#### DATASET EXCERPT:
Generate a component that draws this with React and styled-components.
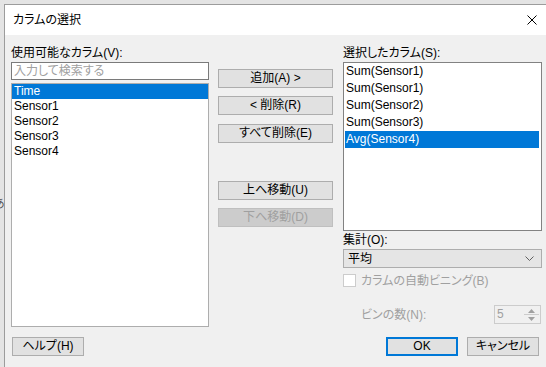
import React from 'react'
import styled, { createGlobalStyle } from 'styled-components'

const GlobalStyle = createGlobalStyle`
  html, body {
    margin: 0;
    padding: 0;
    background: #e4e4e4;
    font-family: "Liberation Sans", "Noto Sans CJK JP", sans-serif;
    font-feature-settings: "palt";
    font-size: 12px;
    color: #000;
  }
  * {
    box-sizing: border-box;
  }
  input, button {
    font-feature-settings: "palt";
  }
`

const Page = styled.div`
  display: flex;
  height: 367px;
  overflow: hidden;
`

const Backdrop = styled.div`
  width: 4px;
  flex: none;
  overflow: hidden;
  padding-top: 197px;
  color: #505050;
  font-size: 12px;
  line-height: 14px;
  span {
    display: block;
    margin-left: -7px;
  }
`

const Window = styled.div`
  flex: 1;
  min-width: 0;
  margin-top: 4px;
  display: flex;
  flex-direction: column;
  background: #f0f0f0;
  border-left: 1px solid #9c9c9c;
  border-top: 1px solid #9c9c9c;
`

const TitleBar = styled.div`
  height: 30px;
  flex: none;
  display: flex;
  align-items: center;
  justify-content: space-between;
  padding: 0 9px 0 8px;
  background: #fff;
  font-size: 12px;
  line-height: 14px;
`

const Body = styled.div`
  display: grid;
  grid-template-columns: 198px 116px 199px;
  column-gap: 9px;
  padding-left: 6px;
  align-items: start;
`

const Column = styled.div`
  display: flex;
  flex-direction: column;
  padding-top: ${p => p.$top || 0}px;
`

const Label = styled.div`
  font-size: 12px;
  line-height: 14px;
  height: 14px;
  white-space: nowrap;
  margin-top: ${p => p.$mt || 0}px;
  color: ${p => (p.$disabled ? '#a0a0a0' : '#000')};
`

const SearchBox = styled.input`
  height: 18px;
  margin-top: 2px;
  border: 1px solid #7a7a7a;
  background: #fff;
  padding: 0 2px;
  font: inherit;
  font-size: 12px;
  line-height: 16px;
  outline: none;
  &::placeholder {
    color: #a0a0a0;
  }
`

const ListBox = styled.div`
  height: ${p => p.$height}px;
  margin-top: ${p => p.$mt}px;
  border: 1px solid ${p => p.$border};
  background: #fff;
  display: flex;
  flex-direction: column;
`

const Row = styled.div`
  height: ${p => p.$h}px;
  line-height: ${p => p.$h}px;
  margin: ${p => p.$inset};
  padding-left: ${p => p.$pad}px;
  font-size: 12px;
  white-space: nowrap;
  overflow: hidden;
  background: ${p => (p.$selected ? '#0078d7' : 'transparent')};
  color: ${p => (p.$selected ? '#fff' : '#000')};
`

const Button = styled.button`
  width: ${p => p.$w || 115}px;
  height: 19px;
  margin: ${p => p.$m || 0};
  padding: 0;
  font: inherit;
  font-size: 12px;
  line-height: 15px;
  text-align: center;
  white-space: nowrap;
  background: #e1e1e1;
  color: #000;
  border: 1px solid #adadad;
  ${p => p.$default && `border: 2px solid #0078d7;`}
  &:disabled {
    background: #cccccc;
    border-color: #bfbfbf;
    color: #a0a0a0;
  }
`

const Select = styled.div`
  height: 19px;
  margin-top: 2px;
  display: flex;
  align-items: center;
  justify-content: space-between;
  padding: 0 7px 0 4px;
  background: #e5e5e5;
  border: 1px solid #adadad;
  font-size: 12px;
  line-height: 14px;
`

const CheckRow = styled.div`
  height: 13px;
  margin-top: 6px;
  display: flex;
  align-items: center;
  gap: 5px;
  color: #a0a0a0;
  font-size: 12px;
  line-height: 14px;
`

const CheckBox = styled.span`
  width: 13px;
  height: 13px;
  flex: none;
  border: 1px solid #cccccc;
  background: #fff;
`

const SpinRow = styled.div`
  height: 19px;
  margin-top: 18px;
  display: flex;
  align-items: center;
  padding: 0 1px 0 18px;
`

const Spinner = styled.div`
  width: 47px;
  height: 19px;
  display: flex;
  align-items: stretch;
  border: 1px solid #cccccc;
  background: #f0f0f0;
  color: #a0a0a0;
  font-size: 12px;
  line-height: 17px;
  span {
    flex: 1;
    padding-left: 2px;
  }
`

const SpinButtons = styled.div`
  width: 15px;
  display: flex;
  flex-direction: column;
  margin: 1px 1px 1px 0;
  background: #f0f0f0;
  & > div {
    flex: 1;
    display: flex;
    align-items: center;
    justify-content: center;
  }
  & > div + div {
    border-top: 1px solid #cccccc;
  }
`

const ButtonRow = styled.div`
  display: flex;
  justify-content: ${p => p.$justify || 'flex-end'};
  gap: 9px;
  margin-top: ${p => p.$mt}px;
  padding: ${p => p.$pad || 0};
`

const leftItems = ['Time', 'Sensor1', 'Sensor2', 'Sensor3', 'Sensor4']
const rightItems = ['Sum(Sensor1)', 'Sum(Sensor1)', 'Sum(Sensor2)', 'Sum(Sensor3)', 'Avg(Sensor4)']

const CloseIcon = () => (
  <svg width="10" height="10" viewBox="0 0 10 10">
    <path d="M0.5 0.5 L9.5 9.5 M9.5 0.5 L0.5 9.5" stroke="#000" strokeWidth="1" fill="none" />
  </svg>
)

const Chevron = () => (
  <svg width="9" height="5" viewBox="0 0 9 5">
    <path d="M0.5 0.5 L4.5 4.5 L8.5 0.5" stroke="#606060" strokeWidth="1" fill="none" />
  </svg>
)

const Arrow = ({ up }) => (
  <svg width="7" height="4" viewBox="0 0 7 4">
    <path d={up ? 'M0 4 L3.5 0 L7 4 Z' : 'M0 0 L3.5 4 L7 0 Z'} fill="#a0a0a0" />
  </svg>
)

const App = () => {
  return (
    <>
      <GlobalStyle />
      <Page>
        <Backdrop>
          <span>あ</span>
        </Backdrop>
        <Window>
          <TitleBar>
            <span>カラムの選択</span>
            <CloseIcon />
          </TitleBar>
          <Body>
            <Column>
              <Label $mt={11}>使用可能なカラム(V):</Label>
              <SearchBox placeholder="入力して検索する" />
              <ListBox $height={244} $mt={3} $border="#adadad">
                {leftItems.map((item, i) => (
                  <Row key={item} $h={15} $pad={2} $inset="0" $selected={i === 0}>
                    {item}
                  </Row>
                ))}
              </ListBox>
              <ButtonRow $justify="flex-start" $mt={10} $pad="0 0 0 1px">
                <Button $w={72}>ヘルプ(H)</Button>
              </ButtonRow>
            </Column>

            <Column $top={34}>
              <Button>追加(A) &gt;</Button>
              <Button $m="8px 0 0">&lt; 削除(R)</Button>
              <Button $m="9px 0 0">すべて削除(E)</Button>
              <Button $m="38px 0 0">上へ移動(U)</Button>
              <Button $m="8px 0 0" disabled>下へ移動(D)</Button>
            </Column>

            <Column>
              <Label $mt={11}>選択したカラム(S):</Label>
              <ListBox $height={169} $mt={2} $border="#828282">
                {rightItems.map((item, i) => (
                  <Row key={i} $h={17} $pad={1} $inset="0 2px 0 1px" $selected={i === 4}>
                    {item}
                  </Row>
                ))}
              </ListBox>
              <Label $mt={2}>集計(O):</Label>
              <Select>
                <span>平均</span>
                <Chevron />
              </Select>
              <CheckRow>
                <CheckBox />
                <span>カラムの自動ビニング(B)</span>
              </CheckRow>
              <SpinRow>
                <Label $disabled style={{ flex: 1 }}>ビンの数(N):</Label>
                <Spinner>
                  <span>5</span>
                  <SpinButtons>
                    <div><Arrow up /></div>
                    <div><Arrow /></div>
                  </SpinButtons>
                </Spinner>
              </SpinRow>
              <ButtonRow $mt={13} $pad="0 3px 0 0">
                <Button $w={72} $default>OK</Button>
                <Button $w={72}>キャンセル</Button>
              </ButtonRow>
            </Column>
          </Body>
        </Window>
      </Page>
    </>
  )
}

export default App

#### TASK TO CARRY OUT:
Count every line in the data that contains the word "React", then give that count and nothing else.

#### FULL SOLUTION:
2